* **Data to process**:

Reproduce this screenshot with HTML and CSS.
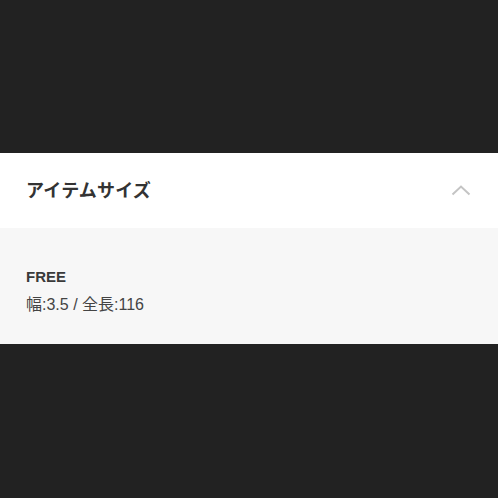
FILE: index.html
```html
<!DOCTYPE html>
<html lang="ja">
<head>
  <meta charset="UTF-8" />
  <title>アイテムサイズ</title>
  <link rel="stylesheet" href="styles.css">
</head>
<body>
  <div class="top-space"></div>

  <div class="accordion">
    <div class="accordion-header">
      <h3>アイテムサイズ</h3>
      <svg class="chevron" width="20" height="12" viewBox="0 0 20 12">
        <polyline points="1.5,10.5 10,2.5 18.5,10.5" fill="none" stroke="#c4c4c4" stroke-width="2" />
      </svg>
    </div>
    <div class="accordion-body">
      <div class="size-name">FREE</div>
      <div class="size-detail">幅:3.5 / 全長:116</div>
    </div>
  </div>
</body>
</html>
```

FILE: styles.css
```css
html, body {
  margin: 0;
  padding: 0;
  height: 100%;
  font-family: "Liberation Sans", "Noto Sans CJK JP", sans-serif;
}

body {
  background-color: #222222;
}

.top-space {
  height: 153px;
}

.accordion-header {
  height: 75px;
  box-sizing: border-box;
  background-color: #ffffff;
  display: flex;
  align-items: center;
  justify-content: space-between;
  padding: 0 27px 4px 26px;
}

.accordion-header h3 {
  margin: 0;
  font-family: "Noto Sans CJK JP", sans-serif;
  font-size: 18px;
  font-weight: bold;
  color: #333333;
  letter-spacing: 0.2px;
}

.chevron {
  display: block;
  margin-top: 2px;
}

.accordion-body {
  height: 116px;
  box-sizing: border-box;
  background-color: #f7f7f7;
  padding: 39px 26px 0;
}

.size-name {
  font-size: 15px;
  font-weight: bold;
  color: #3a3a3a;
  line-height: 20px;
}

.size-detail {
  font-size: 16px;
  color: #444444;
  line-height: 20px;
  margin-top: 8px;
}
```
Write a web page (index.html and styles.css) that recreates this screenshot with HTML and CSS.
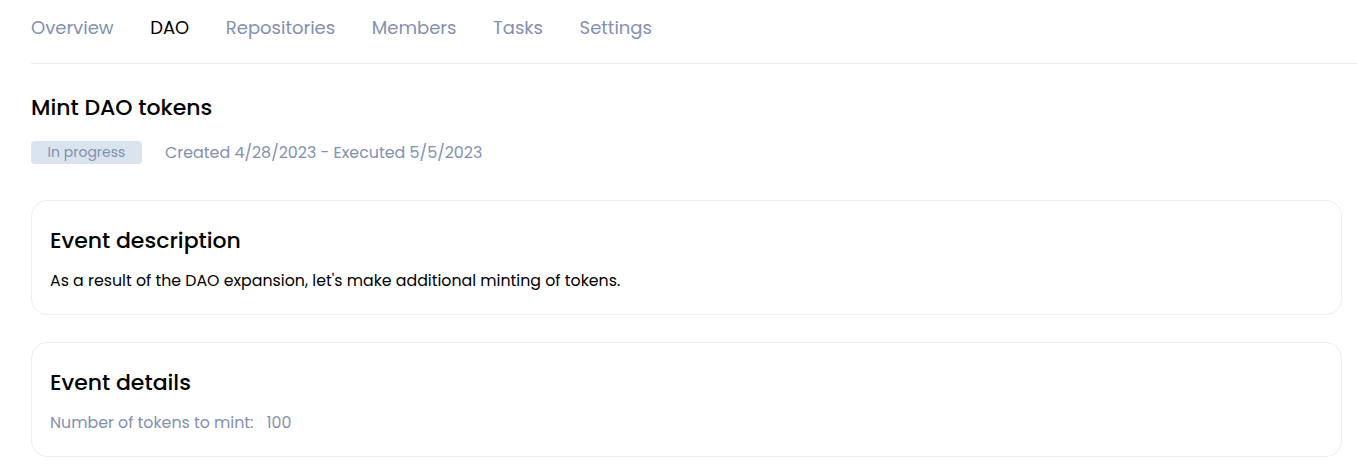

* **What the exercise asks**: Leaving the pictures aside, transcribe the entire listing exactly.

* **Exercise output**:
Reproduce this screenshot with HTML and CSS.
FILE: index.html
```html
<!DOCTYPE html>
<html lang="ja">
<head>
  <meta charset="UTF-8" />
  <title>アイテムサイズ</title>
  <link rel="stylesheet" href="styles.css">
</head>
<body>
  <div class="top-space"></div>

  <div class="accordion">
    <div class="accordion-header">
      <h3>アイテムサイズ</h3>
      <svg class="chevron" width="20" height="12" viewBox="0 0 20 12">
        <polyline points="1.5,10.5 10,2.5 18.5,10.5" fill="none" stroke="#c4c4c4" stroke-width="2" />
      </svg>
    </div>
    <div class="accordion-body">
      <div class="size-name">FREE</div>
      <div class="size-detail">幅:3.5 / 全長:116</div>
    </div>
  </div>
</body>
</html>
```

FILE: styles.css
```css
html, body {
  margin: 0;
  padding: 0;
  height: 100%;
  font-family: "Liberation Sans", "Noto Sans CJK JP", sans-serif;
}

body {
  background-color: #222222;
}

.top-space {
  height: 153px;
}

.accordion-header {
  height: 75px;
  box-sizing: border-box;
  background-color: #ffffff;
  display: flex;
  align-items: center;
  justify-content: space-between;
  padding: 0 27px 4px 26px;
}

.accordion-header h3 {
  margin: 0;
  font-family: "Noto Sans CJK JP", sans-serif;
  font-size: 18px;
  font-weight: bold;
  color: #333333;
  letter-spacing: 0.2px;
}

.chevron {
  display: block;
  margin-top: 2px;
}

.accordion-body {
  height: 116px;
  box-sizing: border-box;
  background-color: #f7f7f7;
  padding: 39px 26px 0;
}

.size-name {
  font-size: 15px;
  font-weight: bold;
  color: #3a3a3a;
  line-height: 20px;
}

.size-detail {
  font-size: 16px;
  color: #444444;
  line-height: 20px;
  margin-top: 8px;
}
```
Write a web page (index.html and styles.css) that recreates this screenshot with HTML and CSS.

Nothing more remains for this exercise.